A Precious Human Life

“Every day, think as you wake up,
Today I am fortunate to have woken up,
I am alive, I have a precious human life,
I am not going to waste it
I am going to use
All my energies to develop myself.
To expand my heart out to others,
To achieve enlightenment for
The benefit of all beings,
I am going to have kind
Thoughts towards others,
I am not going to get angry,
Or think badly about others,
I am going to benefit others
As much as I can.”

How do you wake up on your way to enlightenment?

Pema Chodron, Skillful Answers to Disgraceful Questions

Many years ago I was in the audience while Pema Chodron was giving a public talk. During the question and answer period a young man stood up to ask a question.

I don’t remember the subject, but I do remember it was so outrageously inappropriate an actual gasp rose up from the audience.

Oblivious to our discomfort, the young man continued on for several minutes. When he finally became silent, all eyes turned to Ani Pema Chodron. What could she possibly say in response?

Taking in the question, taking her time, she finally leaned toward the microphone. She looked directly at the young man. Her voice filled with enthusiasm she exclaimed “What an extraordinary question!”

Then she closed her mouth and said nothing. She held the silence for a few moments while it slowly dawned on us she had no plans to say anything further. Then she cheerfully pointed at another raised hand and took the next question.

It was a stunning response. I do not know what the young man took away from that moment, but I know I’m not the only one who received an incredible teaching.

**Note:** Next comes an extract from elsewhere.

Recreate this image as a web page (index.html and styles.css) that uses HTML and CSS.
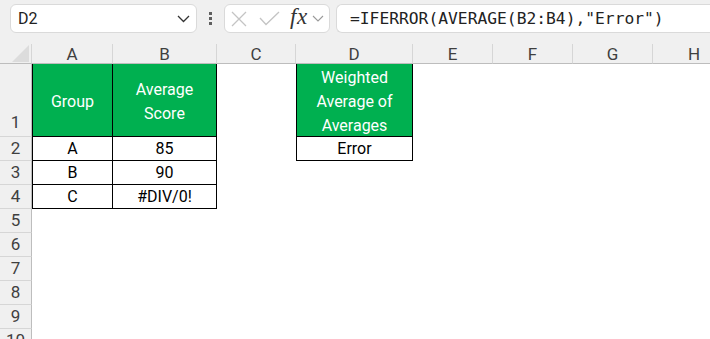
FILE: index.html
```html
<!DOCTYPE html>
<html lang="en">
<head>
  <meta charset="UTF-8" />
  <title>Weighted Average - IFERROR</title>
  <link rel="stylesheet" href="styles.css">
</head>
<body>
  <!-- Formula bar -->
  <div class="topbar">
    <div class="namebox">
      <span>D2</span>
      <svg class="chev" width="13" height="8" viewBox="0 0 13 8"><polyline points="1,1 6.5,6.5 12,1" /></svg>
    </div>
    <div class="grip"><i></i><i></i><i></i></div>
    <div class="fxbox">
      <svg class="ico" width="16" height="16" viewBox="0 0 16 16"><path d="M1 1 L15 15 M15 1 L1 15" /></svg>
      <svg class="ico" width="21" height="15" viewBox="0 0 21 15"><polyline points="1,7 7,13.5 20,1" /></svg>
      <span class="fx">fx</span>
      <svg class="chev small" width="12" height="7" viewBox="0 0 12 7"><polyline points="1,1 6,6 11,1" /></svg>
    </div>
    <div class="formula">=IFERROR(AVERAGE(B2:B4),"Error")</div>
  </div>

  <!-- Sheet -->
  <div class="sheet">
    <div class="corner"></div>
    <div class="colhead">A</div>
    <div class="colhead">B</div>
    <div class="colhead">C</div>
    <div class="colhead">D</div>
    <div class="colhead">E</div>
    <div class="colhead">F</div>
    <div class="colhead">G</div>
    <div class="colhead last">H</div>

    <div class="rowhead tall">1</div>
    <div class="cell head first">Group</div>
    <div class="cell head">Average<br>Score</div>
    <div></div>
    <div class="cell head first">Weighted<br>Average of<br>Averages</div>

    <div class="rowhead">2</div>
    <div class="cell first">A</div>
    <div class="cell">85</div>
    <div></div>
    <div class="cell first">Error</div>

    <div class="rowhead">3</div>
    <div class="cell first">B</div>
    <div class="cell">90</div>

    <div class="rowhead">4</div>
    <div class="cell first">C</div>
    <div class="cell">#DIV/0!</div>

    <div class="rowhead">5</div>
    <div class="rowhead">6</div>
    <div class="rowhead">7</div>
    <div class="rowhead">8</div>
    <div class="rowhead">9</div>
    <div class="rowhead">10</div>
  </div>
</body>
</html>
```

FILE: styles.css
```css
:root {
  --chrome: #f0f0f0;
  --chrome-line: #d6d6d6;
  --chrome-edge: #bdbdbd;
  --head-text: #3f3f3f;
  --green: #00b050;
}

* { margin: 0; padding: 0; box-sizing: border-box; }

body {
  background: #fff;
  font-family: Roboto, "Liberation Sans", sans-serif;
  overflow: hidden;
}

/* Formula bar */
.topbar {
  height: 44px;
  background: var(--chrome);
  display: flex;
  align-items: flex-start;
  padding: 4px 0 0 10px;
}

.namebox {
  width: 187px; height: 29px;
  background: #fff;
  border: 1px solid #dadada;
  border-radius: 6px;
  display: flex; align-items: center; justify-content: space-between;
  padding: 0 6px 0 7px;
  font-size: 16px;
  color: #222;
}

.chev { fill: none; stroke: #333; stroke-width: 1.3; }
.chev.small { stroke: #9a9a9a; stroke-width: 1.1; }

.grip {
  width: 27px; height: 29px;
  display: flex; flex-direction: column; align-items: center; justify-content: center;
  gap: 2px;
}
.grip i {
  display: block;
  width: 3px; height: 3px;
  background: #5f5f5f;
}

.fxbox {
  width: 106px; height: 29px;
  background: #fff;
  border: 1px solid #dadada;
  border-radius: 6px;
  display: flex; align-items: center;
  padding-left: 6px;
}
.ico { fill: none; stroke: #c4c4c4; stroke-width: 1.3; }
.fxbox .ico:first-child { margin-right: 12px; }
.fx {
  font-family: "Liberation Serif", serif;
  font-style: italic;
  font-size: 23px;
  color: #333;
  margin: -3px 4px 0 10px;
  letter-spacing: 0.5px;
}

.formula {
  flex: 1;
  height: 29px;
  margin-left: 6px;
  background: #fff;
  border: 1px solid #dadada;
  border-right: none;
  border-radius: 6px 0 0 6px;
  padding-left: 13px;
  display: flex; align-items: center;
  font-family: "DejaVu Sans Mono", monospace;
  font-size: 16.3px;
  color: #222;
  white-space: nowrap;
}

/* Sheet grid */
.sheet {
  display: grid;
  grid-template-columns: 32px 81px 104px 79px 117px 80px 80px 80px 1fr;
  grid-template-rows: 20px 73px repeat(9, 24px);
}

.corner {
  background: var(--chrome);
  border-right: 1px solid var(--chrome-line);
  border-bottom: 1px solid var(--chrome-edge);
  display: flex; align-items: flex-end; justify-content: flex-end;
  padding: 0 2px 1px 0;
}
.corner::after {
  content: "";
  width: 17px; height: 17px;
  background: #dcdcdc;
  clip-path: polygon(100% 0, 100% 100%, 0 100%);
}

.colhead {
  background: var(--chrome);
  border-right: 1px solid var(--chrome-line);
  border-bottom: 1px solid var(--chrome-edge);
  display: flex; align-items: center; justify-content: center;
  font-size: 17px;
  color: var(--head-text);
}
.colhead.last { border-right: none; justify-content: flex-start; padding-left: 35px; }

.rowhead {
  grid-column: 1;
  background: var(--chrome);
  border-right: 1px solid var(--chrome-edge);
  border-bottom: 1px solid var(--chrome-line);
  display: flex; align-items: flex-end; justify-content: center;
  padding-bottom: 2px;
  font-size: 17px;
  line-height: 20px;
  color: var(--head-text);
}
.rowhead.tall { padding-bottom: 4px; }

.cell {
  border-right: 1px solid #000;
  border-bottom: 1px solid #000;
  display: flex; align-items: center; justify-content: center;
  text-align: center;
  font-size: 16px;
  line-height: 24px;
  padding-top: 1px;
  color: #000;
}
.cell.first { border-left: 1px solid #000; }
.cell.head {
  background: var(--green);
  color: #fff;
  padding-top: 3px;
}
```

Since then I’ve used variations of that response when it was exactly what was called for. It makes a thundering statement while saying very little, and prevents getting hooked into any ugliness. Used skillfully, it cuts through so cleanly that nothing more needs to be said.

Like anything, it can probably be misused as a tactic when genuine dialog is what’s required. But when you need a skillful answer to a disgraceful question or an inappropriate comment, it works. Even if you’re not Pema Chodron.